Greg 'Orio' M F Lestrade said...

(should also add that after a big campaign last year some boroughs stopped the practice completely, which is good. But I don't know which ones.)

Desert Wanderer said...

I would trust your professional judgment on these thongs. I'm glad at least some are stopping. Lack of respect for.the dead is something that's been increasingly in the news (see Arlington National Cemetery and the Dover Mortuary Affairs Office). It seems such a simple concept to be getting so wrong. Not that that's always or ever the case in this type of situation, just...

You know what I mean.

DW said...

Damn it. *things

Of all the times for stupid autocorrect.

Greg 'Orio' M F Lestrade said...

Don't worry, we're all experienced translators from typo to English. I hadn't even noticed.
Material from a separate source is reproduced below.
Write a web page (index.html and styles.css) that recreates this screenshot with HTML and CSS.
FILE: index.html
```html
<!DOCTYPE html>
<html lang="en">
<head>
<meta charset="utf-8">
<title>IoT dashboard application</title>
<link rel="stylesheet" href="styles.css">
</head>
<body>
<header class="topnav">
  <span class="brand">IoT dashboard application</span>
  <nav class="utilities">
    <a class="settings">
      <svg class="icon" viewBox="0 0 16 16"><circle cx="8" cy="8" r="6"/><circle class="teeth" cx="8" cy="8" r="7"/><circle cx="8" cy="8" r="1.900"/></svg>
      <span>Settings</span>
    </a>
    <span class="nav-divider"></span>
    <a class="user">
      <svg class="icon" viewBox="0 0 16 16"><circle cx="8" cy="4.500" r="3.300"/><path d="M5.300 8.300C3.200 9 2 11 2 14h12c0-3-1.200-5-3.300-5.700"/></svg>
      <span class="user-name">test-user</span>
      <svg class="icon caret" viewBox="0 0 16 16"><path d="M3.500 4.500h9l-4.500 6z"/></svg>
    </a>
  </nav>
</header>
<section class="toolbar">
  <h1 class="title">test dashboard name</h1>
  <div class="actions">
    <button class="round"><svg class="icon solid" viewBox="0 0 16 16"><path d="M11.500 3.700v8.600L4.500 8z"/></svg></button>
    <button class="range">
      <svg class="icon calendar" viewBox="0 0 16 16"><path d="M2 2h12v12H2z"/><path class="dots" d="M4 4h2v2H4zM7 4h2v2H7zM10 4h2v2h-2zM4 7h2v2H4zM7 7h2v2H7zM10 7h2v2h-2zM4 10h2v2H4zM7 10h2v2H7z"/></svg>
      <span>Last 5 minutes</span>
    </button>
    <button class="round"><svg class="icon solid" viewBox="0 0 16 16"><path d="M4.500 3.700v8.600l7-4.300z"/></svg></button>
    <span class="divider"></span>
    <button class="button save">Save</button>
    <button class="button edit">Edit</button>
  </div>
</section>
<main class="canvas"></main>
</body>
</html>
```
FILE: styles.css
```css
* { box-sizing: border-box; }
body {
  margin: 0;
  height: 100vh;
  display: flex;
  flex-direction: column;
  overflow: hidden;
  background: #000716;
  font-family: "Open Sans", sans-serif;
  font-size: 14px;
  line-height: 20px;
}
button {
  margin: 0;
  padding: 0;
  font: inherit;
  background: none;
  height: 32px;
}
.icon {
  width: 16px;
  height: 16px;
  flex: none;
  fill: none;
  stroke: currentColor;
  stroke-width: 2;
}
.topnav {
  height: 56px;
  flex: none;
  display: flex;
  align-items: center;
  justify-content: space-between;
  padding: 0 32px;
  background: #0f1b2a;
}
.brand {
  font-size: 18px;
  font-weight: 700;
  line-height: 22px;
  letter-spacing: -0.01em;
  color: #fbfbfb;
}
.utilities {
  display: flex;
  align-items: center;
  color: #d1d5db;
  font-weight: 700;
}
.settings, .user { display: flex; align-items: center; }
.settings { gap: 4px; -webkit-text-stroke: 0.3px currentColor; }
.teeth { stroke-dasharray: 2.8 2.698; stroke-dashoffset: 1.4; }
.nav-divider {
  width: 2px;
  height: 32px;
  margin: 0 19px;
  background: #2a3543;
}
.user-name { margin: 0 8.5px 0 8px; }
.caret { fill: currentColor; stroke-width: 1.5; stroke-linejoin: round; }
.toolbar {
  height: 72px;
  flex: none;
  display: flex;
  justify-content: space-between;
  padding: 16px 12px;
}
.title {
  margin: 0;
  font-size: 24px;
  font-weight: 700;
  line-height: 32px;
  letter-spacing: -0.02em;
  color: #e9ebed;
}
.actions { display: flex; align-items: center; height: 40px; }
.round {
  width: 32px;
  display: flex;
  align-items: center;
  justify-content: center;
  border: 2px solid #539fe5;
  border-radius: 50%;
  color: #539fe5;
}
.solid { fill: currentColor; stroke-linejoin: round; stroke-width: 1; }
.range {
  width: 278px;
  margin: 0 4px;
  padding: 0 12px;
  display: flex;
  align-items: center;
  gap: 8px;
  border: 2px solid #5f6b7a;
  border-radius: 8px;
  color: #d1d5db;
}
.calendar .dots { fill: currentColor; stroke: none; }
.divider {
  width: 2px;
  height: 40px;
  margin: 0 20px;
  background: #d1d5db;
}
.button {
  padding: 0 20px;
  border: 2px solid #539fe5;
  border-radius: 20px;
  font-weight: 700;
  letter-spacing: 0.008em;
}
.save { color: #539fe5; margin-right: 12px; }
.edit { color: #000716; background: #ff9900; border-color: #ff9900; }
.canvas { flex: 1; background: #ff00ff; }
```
I hope that the family can get whatever they wish. Although I have no idea what that is. It's always a problem when you start moving away from immediate family.
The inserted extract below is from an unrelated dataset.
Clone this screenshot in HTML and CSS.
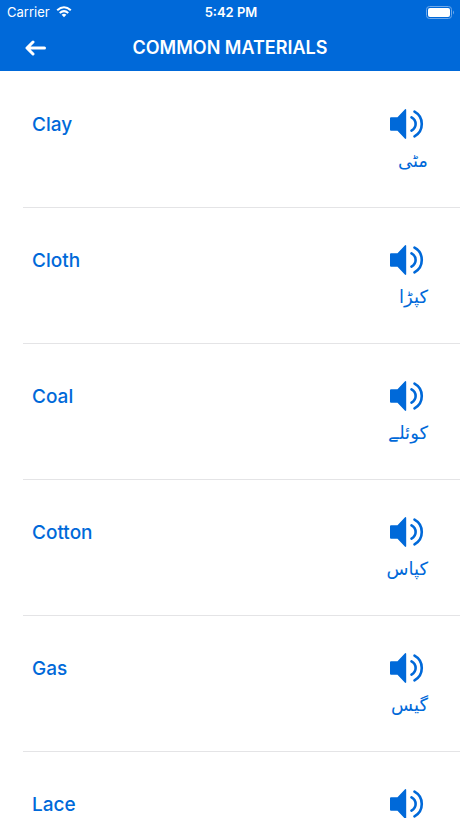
FILE: index.html
```
<!DOCTYPE html>
<html lang="en">
<head>
    <meta charset="UTF-8">
    <meta name="viewport" content="width=device-width, initial-scale=1.0">
    <title>Common Materials</title>
    <link rel="stylesheet" href="styles.css">
</head>
<body>
    <svg class="defs" aria-hidden="true">
        <symbol id="speaker" viewBox="0 0 34 30">
            <path d="M0 9.200Q0 8.200 1 8.200H7.500L14.800 .5Q16.200 -.5 16.200 1V29Q16.200 30.500 14.800 29.500L7.500 21.800H1Q0 21.800 0 20.800Z" fill="currentColor"/>
            <path d="M21.500 8.400C27 11.500 27 18.500 21.500 21.600M24.500 2.700C34.200 8 34.200 22 24.500 27.300" fill="none" stroke="currentColor" stroke-width="2.600" stroke-linecap="round"/>
        </symbol>
    </svg>
    <header class="header">
        <div class="status">
            <div class="carrier">
                <span>Carrier</span>
                <svg class="wifi" viewBox="0 0 16 12">
                    <path d="M1.200 4.300Q8 -1.900 14.800 4.300M3.700 7Q8 3.300 12.300 7" fill="none" stroke="#fff" stroke-width="2"/>
                    <path d="M5.600 8.700Q8 6.800 10.400 8.700L8 11.300Z" fill="#fff"/>
                </svg>
            </div>
            <span class="time">5:42 PM</span>
            <svg class="battery" viewBox="0 0 29 13">
                <rect x=".5" y=".5" width="25" height="12" rx="3" fill="none" stroke="#6fa9ea"/>
                <rect x="2" y="2" width="22" height="9" rx="2" fill="#fff"/>
                <path d="M27 4.500Q29 6.500 27 8.500Z" fill="#6fa9ea"/>
            </svg>
        </div>
        <div class="nav">
            <button class="back" type="button" aria-label="Back">
                <svg viewBox="0 0 22 16"><path d="M8 2L2 8L8 14M2.500 8H19.500" fill="none" stroke="#fff" stroke-width="3" stroke-linecap="round" stroke-linejoin="round"/></svg>
            </button>
            <h1>COMMON MATERIALS</h1>
        </div>
    </header>
    <ul class="list">
        <li>
            <h2>Clay</h2>
            <div class="sound">
                <button type="button" aria-label="Play Clay"><svg><use href="#speaker"/></svg></button>
                <p lang="ur" dir="rtl">مٹی</p>
            </div>
        </li>
        <li>
            <h2>Cloth</h2>
            <div class="sound">
                <button type="button" aria-label="Play Cloth"><svg><use href="#speaker"/></svg></button>
                <p lang="ur" dir="rtl">کپڑا</p>
            </div>
        </li>
        <li>
            <h2>Coal</h2>
            <div class="sound">
                <button type="button" aria-label="Play Coal"><svg><use href="#speaker"/></svg></button>
                <p lang="ur" dir="rtl">کوئلے</p>
            </div>
        </li>
        <li>
            <h2>Cotton</h2>
            <div class="sound">
                <button type="button" aria-label="Play Cotton"><svg><use href="#speaker"/></svg></button>
                <p lang="ur" dir="rtl">کپاس</p>
            </div>
        </li>
        <li>
            <h2>Gas</h2>
            <div class="sound">
                <button type="button" aria-label="Play Gas"><svg><use href="#speaker"/></svg></button>
                <p lang="ur" dir="rtl">گیس</p>
            </div>
        </li>
        <li>
            <h2>Lace</h2>
            <div class="sound">
                <button type="button" aria-label="Play Lace"><svg><use href="#speaker"/></svg></button>
            </div>
        </li>
    </ul>
</body>
</html>
```
FILE: styles.css
```
* {
    margin: 0;
    padding: 0;
    box-sizing: border-box;
}
body {
    height: 100vh;
    display: flex;
    flex-direction: column;
    overflow: hidden;
    background-color: #fff;
    color: #0069d9;
    font-family: Inter, "Liberation Sans", sans-serif;
}
ul, li {
    list-style: none;
}
button {
    border: none;
    background: none;
    color: inherit;
    cursor: pointer;
}
svg {
    display: block;
}
.defs {
    position: absolute;
    width: 0;
    height: 0;
}
.header {
    flex: none;
    background-color: #0069d9;
    color: #fff;
}
.status {
    display: grid;
    grid-template-columns: 1fr auto 1fr;
    align-items: center;
    height: 24px;
    padding: 0 5px 0 7px;
    font-size: 13px;
    line-height: 24px;
}
.carrier {
    display: flex;
    align-items: center;
    gap: 6px;
}
.wifi {
    width: 16px;
    height: 12px;
}
.time {
    font-weight: 600;
}
.battery {
    width: 29px;
    height: 13px;
    justify-self: end;
}
.nav {
    display: grid;
    grid-template-columns: 48px 1fr 48px;
    align-items: center;
    height: 47px;
}
.back {
    padding-left: 25px;
}
.back svg {
    width: 22px;
    height: 16px;
}
.nav h1 {
    font-size: 18px;
    font-weight: 600;
    line-height: 24px;
    text-align: center;
}
.list {
    flex: 1;
    min-height: 0;
    overflow: hidden;
    padding: 1px 0 0 23px;
}
.list li {
    display: flex;
    justify-content: space-between;
    height: 136px;
    padding: 37px 32px 0 9px;
    border-bottom: 1px solid #e4e4e6;
}
.list h2 {
    font-size: 19px;
    font-weight: 500;
    line-height: 32px;
}
.sound {
    display: flex;
    flex-direction: column;
    align-items: flex-end;
}
.sound button {
    margin-right: 4px;
}
.sound svg {
    width: 34px;
    height: 30px;
}
.sound p {
    margin-top: 8px;
    font-family: "DejaVu Sans", sans-serif;
    font-size: 18px;
    line-height: 28px;
}
```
I doubt this child's grandparents have ever met before, and now they're thrown together in this situation, to try to decide what's best, when there's bound to be very difficult emotions going on, because of circumstances.

And...I probably shouldn't say more. Not on a public blog.

REReader said...

Sad. Hopefully they'll be able to get some comfort from each other; there's really no way of knowing...

X said...

wonder if it has given our resident artist any ideas?

LOL, I'm afraid, SH, that while it's given me quite a few ideas there are none of them I could execute with any confidence. Breathe easy, Lestrade.

I've been a very slack artist of late, to be honest. :( My motivation has fled along with the daylight and agreeable temperatures. I have a few started, though, so I will likely be posting them into December.

I'm sorry this case is weighing on you both still, though I can see how it would. There have been a few in Canada in the past few years that have just broken my heart -- infants abandoned to die because the parents didn't want/couldn't care for them. Ugh. I'm glad that you and your team brought some justice to the family, Lestrade.